Auch dieses Buch ist für mich eine ganz klare Leseempfehlung, wenn es auch gänzlich anders als der erste Band ist. War der Vorgänger stilistisch völlig anders als alles, was ich bisher von Stephen King gelesen habe, trifft dies auf Band 2 so nicht zu. Handelt es sich also um das, was man als „King-Standard“ bezeichnen könnte?

Nein, das kann man so nicht sagen. Routinierte King-Leser werden sich zwar auf Anhieb heimischer fühlen, aber der Stil bleibt deutlich eigenwilliger und anders.

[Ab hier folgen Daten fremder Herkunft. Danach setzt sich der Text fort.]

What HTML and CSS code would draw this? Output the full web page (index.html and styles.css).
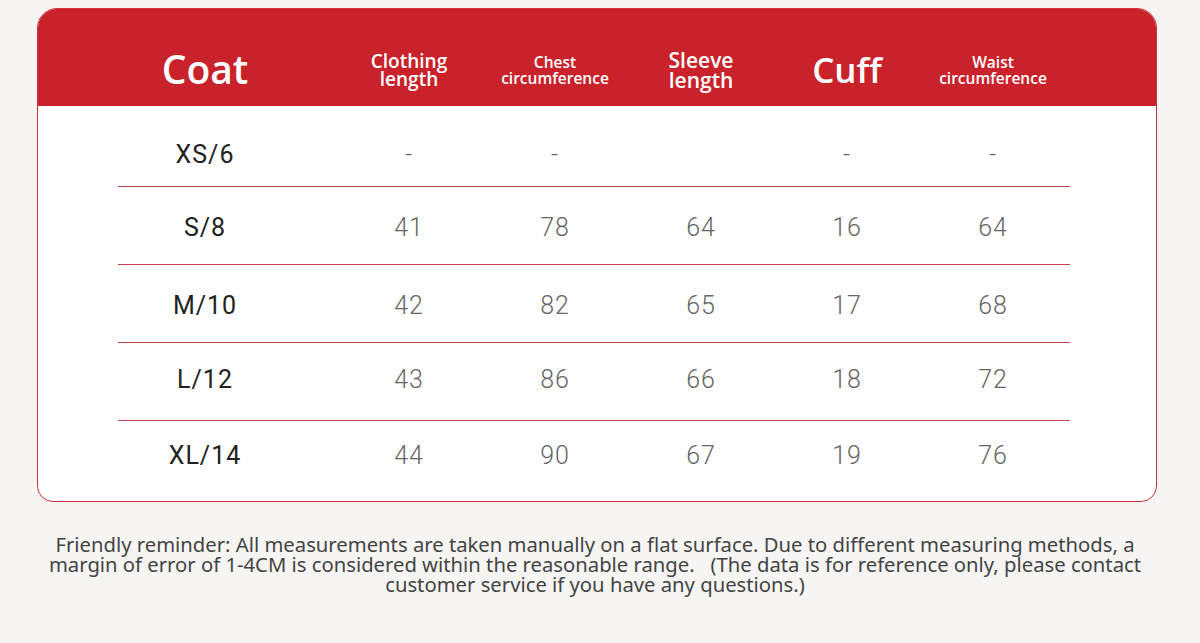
FILE: index.html
```html
<!DOCTYPE html>
<html lang="en">
<head>
<meta charset="utf-8">
<title>Coat size chart</title>
<link rel="stylesheet" href="styles.css">
</head>
<body>
<div class="card">
  <div class="head">
    <div class="hcell title">Coat</div>
    <div class="hcell h19">Clothing<br>length</div>
    <div class="hcell h16">Chest<br>circumference</div>
    <div class="hcell h20">Sleeve<br>length</div>
    <div class="hcell big">Cuff</div>
    <div class="hcell h16">Waist<br>circumference</div>
  </div>
  <div class="body">
    <div class="row r1"><div class="size">XS/6</div><div class="val">-</div><div class="val">-</div><div class="val"></div><div class="val">-</div><div class="val">-</div></div>
    <div class="row"><div class="size">S/8</div><div class="val">41</div><div class="val">78</div><div class="val">64</div><div class="val">16</div><div class="val">64</div></div>
    <div class="row"><div class="size">M/10</div><div class="val">42</div><div class="val">82</div><div class="val">65</div><div class="val">17</div><div class="val">68</div></div>
    <div class="row r4"><div class="size">L/12</div><div class="val">43</div><div class="val">86</div><div class="val">66</div><div class="val">18</div><div class="val">72</div></div>
    <div class="row last"><div class="size">XL/14</div><div class="val">44</div><div class="val">90</div><div class="val">67</div><div class="val">19</div><div class="val">76</div></div>
  </div>
</div>
<p class="note">Friendly reminder: All measurements are taken manually on a flat surface. Due to different measuring methods, a<br>margin of error of 1-4CM is considered within the reasonable range. &nbsp; (The data is for reference only, please contact<br>customer service if you have any questions.)</p>
</body>
</html>
```
FILE: styles.css
```css
html, body {
  margin: 0;
  padding: 0;
  background: #f6f5f3;
}
body {
  width: 1200px;
  height: 643px;
  overflow: hidden;
  font-family: "Noto Sans", "Open Sans", sans-serif;
}
.card {
  margin: 8px 43px 0 37px;
  border: 1px solid #d0303a;
  border-radius: 20px 20px 16px 16px;
  background: #ffffff;
  overflow: hidden;
}
.head {
  height: 97px;
  box-sizing: border-box;
  padding: 24px 0 0 80px;
  background: #c9222b;
  display: grid;
  grid-template-columns: 218px repeat(5, 146px);
  align-items: center;
  color: #fff;
  font-family: "Open Sans", "Noto Sans", sans-serif;
  font-weight: 600;
  text-align: center;
}
.hcell {
  line-height: 1;
}
.title {
  padding-right: 44px;
  font-size: 39px;
  margin-top: -2px;
}
.big {
  font-size: 35px;
}
.h19 { font-size: 19px; line-height: 18px; }
.h20 { font-size: 21px; line-height: 20px; }
.h16 { font-size: 15.5px; line-height: 16px; }
.body {
  padding: 3px 0 2px 80px;
}
.row {
  width: 952px;
  height: 78px;
  box-sizing: border-box;
  border-bottom: 1px solid #c8404a;
  display: grid;
  grid-template-columns: 218px repeat(5, 146px);
  align-items: center;
  text-align: center;
  font-family: "Roboto", sans-serif;
  font-size: 25px;
  padding-top: 3px;
}
.row.r1 {
  padding-top: 14px;
}
.row.r4 {
  padding-top: 0;
  padding-bottom: 4px;
}
.row.last {
  border-bottom: none;
  padding-top: 0;
  padding-bottom: 10px;
}
.size {
  padding-right: 44px;
  color: #222;
  font-weight: 400;
  letter-spacing: 1px;
}
.val {
  color: #666;
  font-weight: 300;
  letter-spacing: 1px;
}
.note {
  margin: 32px 0 0 0;
  text-align: center;
  width: 1190px;
  color: #444;
  font-family: "Noto Sans", sans-serif;
  font-size: 20.25px;
  line-height: 20px;
}
```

Gespoilert wird auch hier nicht, aber dennoch gebe ich meinen Senf dazu ab. Der Autor zeigt hier, was für ein erstklassiger Schriftsteller er ist. Neue Figuren werden nicht nur eingeführt, sondern wachsen dem Leser ans Herz. Dies trifft sogar auf schwierige Charaktere zu. Überwiegend kommt eine unerträgliche Kammerspielatmosphäre auf, in der es meist um nicht weniger als Tod und Leben geht. Lediglich im Fall von „Mort“ hat es sich der Autor zu einfach gemacht. Warum ist er so, wie er ist? Aber gut, sei es drum. Auch diese Passage war extrem unterhaltsam.

Was sich in „Drei“ bereits andeutet, ist das virtuose Spiel mit Realitäten und Parallelwelten. Davon bin ich schlicht begeistert.

Stephen King gilt in der Presse als „King of Horror“, was eigentlich eine Farce ist. Natürlich hat er auch Horror geschrieben, aber er ist durch und durch Schriftsteller, kein Genreautor. King ist in meinen Augen vor allem Künstler.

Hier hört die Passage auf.